* start *
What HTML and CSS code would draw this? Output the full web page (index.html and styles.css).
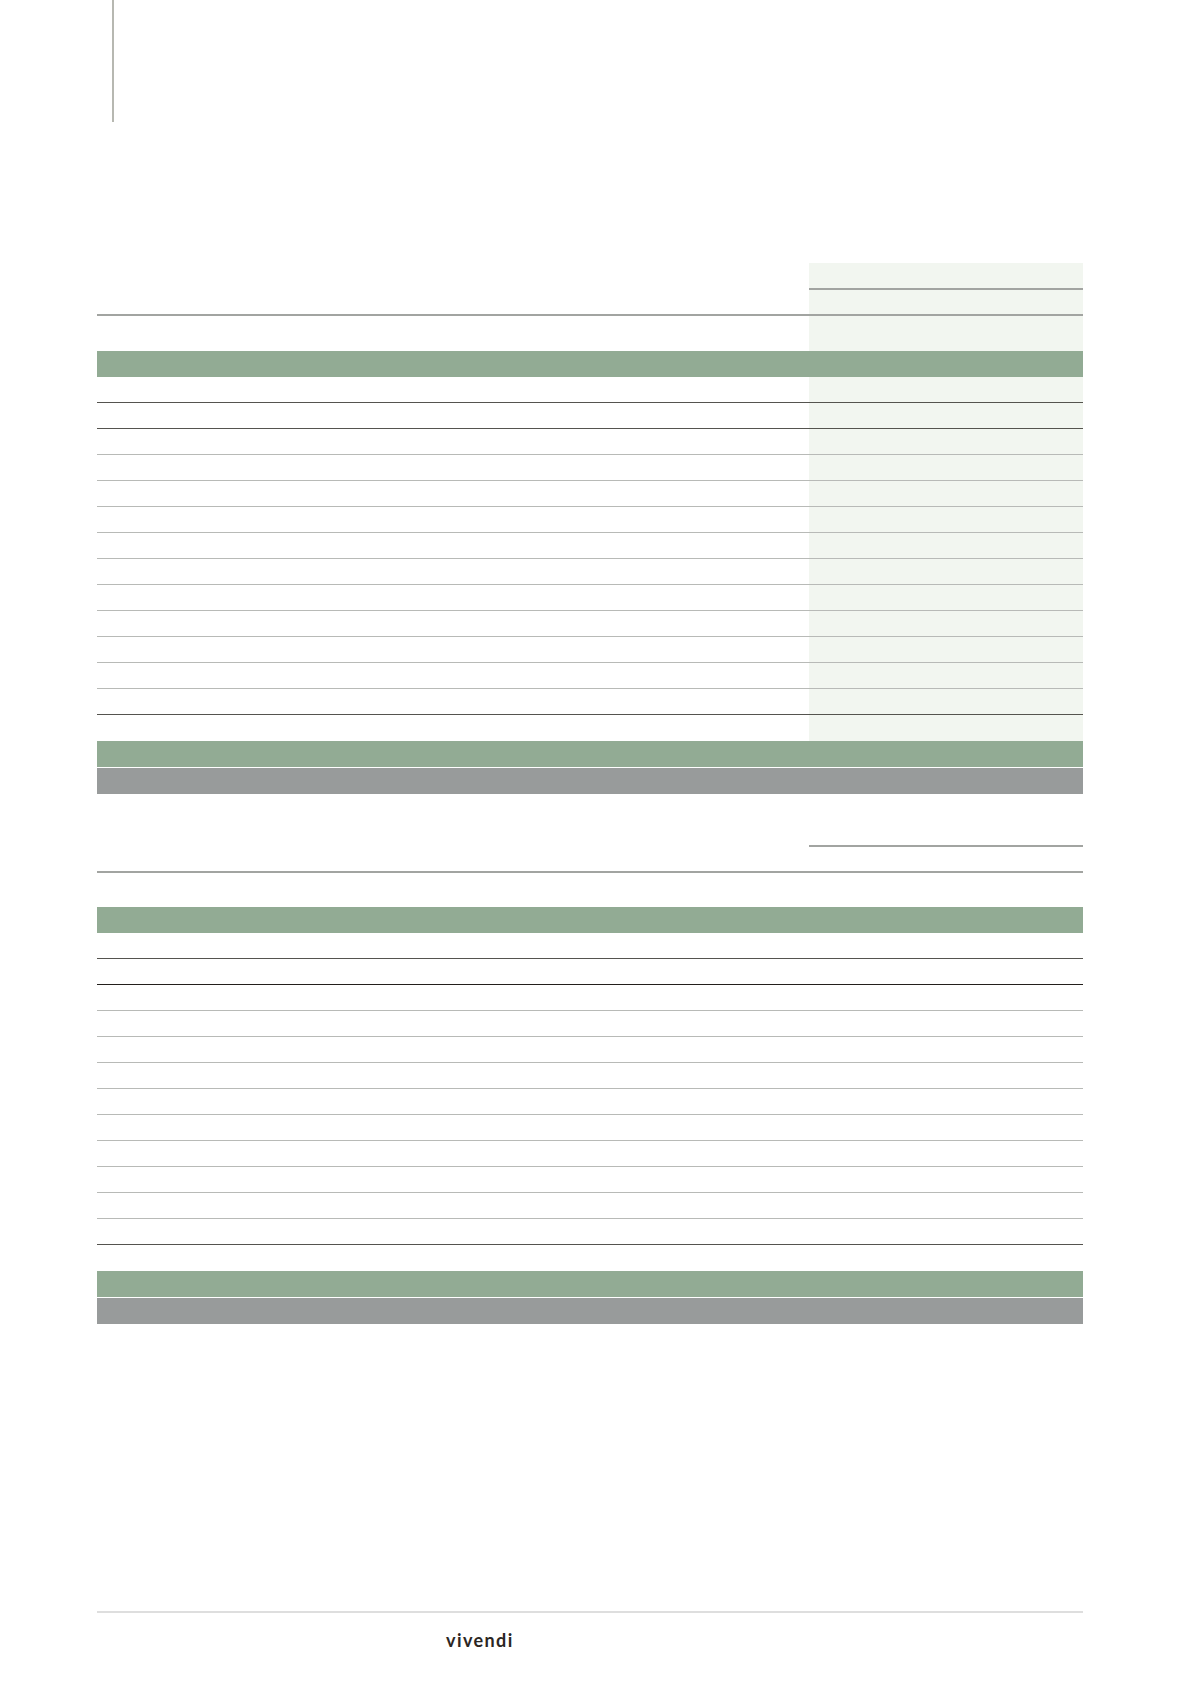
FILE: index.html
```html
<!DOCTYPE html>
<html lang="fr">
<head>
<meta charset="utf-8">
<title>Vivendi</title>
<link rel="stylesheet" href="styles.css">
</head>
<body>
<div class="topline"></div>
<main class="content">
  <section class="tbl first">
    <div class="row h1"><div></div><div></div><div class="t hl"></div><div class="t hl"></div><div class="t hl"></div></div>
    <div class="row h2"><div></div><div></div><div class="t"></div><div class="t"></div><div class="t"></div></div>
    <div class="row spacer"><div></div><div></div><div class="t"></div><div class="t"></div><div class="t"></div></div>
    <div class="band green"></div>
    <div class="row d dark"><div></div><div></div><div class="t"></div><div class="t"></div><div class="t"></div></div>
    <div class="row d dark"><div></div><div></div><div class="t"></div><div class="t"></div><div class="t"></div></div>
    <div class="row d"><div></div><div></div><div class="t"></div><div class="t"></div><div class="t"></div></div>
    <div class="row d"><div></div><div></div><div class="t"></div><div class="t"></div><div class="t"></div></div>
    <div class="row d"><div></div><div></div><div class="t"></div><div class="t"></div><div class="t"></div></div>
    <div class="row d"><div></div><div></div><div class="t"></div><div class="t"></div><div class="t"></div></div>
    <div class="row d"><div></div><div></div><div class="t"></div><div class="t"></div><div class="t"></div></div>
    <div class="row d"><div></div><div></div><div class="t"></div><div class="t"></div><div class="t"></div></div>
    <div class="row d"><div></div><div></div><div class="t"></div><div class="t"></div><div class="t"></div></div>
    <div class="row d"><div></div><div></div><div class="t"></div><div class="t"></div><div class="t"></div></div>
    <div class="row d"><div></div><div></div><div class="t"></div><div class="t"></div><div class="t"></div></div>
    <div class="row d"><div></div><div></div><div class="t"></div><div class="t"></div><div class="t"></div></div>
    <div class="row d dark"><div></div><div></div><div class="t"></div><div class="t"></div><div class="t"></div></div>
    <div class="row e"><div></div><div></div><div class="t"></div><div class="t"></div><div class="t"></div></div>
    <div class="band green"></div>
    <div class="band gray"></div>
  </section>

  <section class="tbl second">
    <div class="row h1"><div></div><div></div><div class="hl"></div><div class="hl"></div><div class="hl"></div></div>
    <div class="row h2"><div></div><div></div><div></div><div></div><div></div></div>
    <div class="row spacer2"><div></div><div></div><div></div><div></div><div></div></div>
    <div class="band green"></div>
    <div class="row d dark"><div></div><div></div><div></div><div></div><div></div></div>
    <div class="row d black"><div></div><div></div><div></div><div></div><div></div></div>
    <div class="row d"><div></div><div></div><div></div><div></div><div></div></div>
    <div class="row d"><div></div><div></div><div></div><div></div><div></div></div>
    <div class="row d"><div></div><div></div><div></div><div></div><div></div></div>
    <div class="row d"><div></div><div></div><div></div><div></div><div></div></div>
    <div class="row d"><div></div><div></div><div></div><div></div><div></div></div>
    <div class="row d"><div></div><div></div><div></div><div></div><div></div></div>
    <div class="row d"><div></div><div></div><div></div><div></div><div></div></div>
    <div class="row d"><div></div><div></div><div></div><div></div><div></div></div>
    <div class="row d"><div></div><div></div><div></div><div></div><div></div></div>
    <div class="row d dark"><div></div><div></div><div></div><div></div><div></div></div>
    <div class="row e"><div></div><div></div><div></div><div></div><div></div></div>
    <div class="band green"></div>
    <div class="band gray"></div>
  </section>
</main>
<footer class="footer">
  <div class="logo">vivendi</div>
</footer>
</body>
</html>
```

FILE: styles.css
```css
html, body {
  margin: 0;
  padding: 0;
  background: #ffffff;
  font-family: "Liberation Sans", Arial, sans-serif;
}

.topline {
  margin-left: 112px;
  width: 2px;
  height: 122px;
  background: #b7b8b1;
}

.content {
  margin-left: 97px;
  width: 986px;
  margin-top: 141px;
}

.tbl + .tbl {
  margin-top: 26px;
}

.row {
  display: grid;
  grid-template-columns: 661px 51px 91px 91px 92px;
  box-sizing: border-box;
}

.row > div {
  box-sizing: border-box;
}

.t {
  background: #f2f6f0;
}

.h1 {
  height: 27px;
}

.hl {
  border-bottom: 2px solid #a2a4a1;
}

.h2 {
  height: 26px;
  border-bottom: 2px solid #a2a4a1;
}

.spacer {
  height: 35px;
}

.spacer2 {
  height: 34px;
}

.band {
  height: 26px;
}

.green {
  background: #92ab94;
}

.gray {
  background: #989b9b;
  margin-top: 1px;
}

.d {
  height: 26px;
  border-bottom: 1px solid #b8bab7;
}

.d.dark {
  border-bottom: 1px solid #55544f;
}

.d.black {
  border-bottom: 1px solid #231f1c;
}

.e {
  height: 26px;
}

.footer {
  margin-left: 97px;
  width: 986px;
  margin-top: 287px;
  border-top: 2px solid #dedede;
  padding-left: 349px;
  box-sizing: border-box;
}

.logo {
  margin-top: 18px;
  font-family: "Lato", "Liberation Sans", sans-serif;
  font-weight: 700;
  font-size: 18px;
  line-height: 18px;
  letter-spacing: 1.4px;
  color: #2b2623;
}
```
* end *
— WORK TO DO —
Return the listing above in full and without alteration, excluding its pictures.

— TASK SOLUTION —
What HTML and CSS code would draw this? Output the full web page (index.html and styles.css).
FILE: index.html
```html
<!DOCTYPE html>
<html lang="fr">
<head>
<meta charset="utf-8">
<title>Vivendi</title>
<link rel="stylesheet" href="styles.css">
</head>
<body>
<div class="topline"></div>
<main class="content">
  <section class="tbl first">
    <div class="row h1"><div></div><div></div><div class="t hl"></div><div class="t hl"></div><div class="t hl"></div></div>
    <div class="row h2"><div></div><div></div><div class="t"></div><div class="t"></div><div class="t"></div></div>
    <div class="row spacer"><div></div><div></div><div class="t"></div><div class="t"></div><div class="t"></div></div>
    <div class="band green"></div>
    <div class="row d dark"><div></div><div></div><div class="t"></div><div class="t"></div><div class="t"></div></div>
    <div class="row d dark"><div></div><div></div><div class="t"></div><div class="t"></div><div class="t"></div></div>
    <div class="row d"><div></div><div></div><div class="t"></div><div class="t"></div><div class="t"></div></div>
    <div class="row d"><div></div><div></div><div class="t"></div><div class="t"></div><div class="t"></div></div>
    <div class="row d"><div></div><div></div><div class="t"></div><div class="t"></div><div class="t"></div></div>
    <div class="row d"><div></div><div></div><div class="t"></div><div class="t"></div><div class="t"></div></div>
    <div class="row d"><div></div><div></div><div class="t"></div><div class="t"></div><div class="t"></div></div>
    <div class="row d"><div></div><div></div><div class="t"></div><div class="t"></div><div class="t"></div></div>
    <div class="row d"><div></div><div></div><div class="t"></div><div class="t"></div><div class="t"></div></div>
    <div class="row d"><div></div><div></div><div class="t"></div><div class="t"></div><div class="t"></div></div>
    <div class="row d"><div></div><div></div><div class="t"></div><div class="t"></div><div class="t"></div></div>
    <div class="row d"><div></div><div></div><div class="t"></div><div class="t"></div><div class="t"></div></div>
    <div class="row d dark"><div></div><div></div><div class="t"></div><div class="t"></div><div class="t"></div></div>
    <div class="row e"><div></div><div></div><div class="t"></div><div class="t"></div><div class="t"></div></div>
    <div class="band green"></div>
    <div class="band gray"></div>
  </section>

  <section class="tbl second">
    <div class="row h1"><div></div><div></div><div class="hl"></div><div class="hl"></div><div class="hl"></div></div>
    <div class="row h2"><div></div><div></div><div></div><div></div><div></div></div>
    <div class="row spacer2"><div></div><div></div><div></div><div></div><div></div></div>
    <div class="band green"></div>
    <div class="row d dark"><div></div><div></div><div></div><div></div><div></div></div>
    <div class="row d black"><div></div><div></div><div></div><div></div><div></div></div>
    <div class="row d"><div></div><div></div><div></div><div></div><div></div></div>
    <div class="row d"><div></div><div></div><div></div><div></div><div></div></div>
    <div class="row d"><div></div><div></div><div></div><div></div><div></div></div>
    <div class="row d"><div></div><div></div><div></div><div></div><div></div></div>
    <div class="row d"><div></div><div></div><div></div><div></div><div></div></div>
    <div class="row d"><div></div><div></div><div></div><div></div><div></div></div>
    <div class="row d"><div></div><div></div><div></div><div></div><div></div></div>
    <div class="row d"><div></div><div></div><div></div><div></div><div></div></div>
    <div class="row d"><div></div><div></div><div></div><div></div><div></div></div>
    <div class="row d dark"><div></div><div></div><div></div><div></div><div></div></div>
    <div class="row e"><div></div><div></div><div></div><div></div><div></div></div>
    <div class="band green"></div>
    <div class="band gray"></div>
  </section>
</main>
<footer class="footer">
  <div class="logo">vivendi</div>
</footer>
</body>
</html>
```

FILE: styles.css
```css
html, body {
  margin: 0;
  padding: 0;
  background: #ffffff;
  font-family: "Liberation Sans", Arial, sans-serif;
}

.topline {
  margin-left: 112px;
  width: 2px;
  height: 122px;
  background: #b7b8b1;
}

.content {
  margin-left: 97px;
  width: 986px;
  margin-top: 141px;
}

.tbl + .tbl {
  margin-top: 26px;
}

.row {
  display: grid;
  grid-template-columns: 661px 51px 91px 91px 92px;
  box-sizing: border-box;
}

.row > div {
  box-sizing: border-box;
}

.t {
  background: #f2f6f0;
}

.h1 {
  height: 27px;
}

.hl {
  border-bottom: 2px solid #a2a4a1;
}

.h2 {
  height: 26px;
  border-bottom: 2px solid #a2a4a1;
}

.spacer {
  height: 35px;
}

.spacer2 {
  height: 34px;
}

.band {
  height: 26px;
}

.green {
  background: #92ab94;
}

.gray {
  background: #989b9b;
  margin-top: 1px;
}

.d {
  height: 26px;
  border-bottom: 1px solid #b8bab7;
}

.d.dark {
  border-bottom: 1px solid #55544f;
}

.d.black {
  border-bottom: 1px solid #231f1c;
}

.e {
  height: 26px;
}

.footer {
  margin-left: 97px;
  width: 986px;
  margin-top: 287px;
  border-top: 2px solid #dedede;
  padding-left: 349px;
  box-sizing: border-box;
}

.logo {
  margin-top: 18px;
  font-family: "Lato", "Liberation Sans", sans-serif;
  font-weight: 700;
  font-size: 18px;
  line-height: 18px;
  letter-spacing: 1.4px;
  color: #2b2623;
}
```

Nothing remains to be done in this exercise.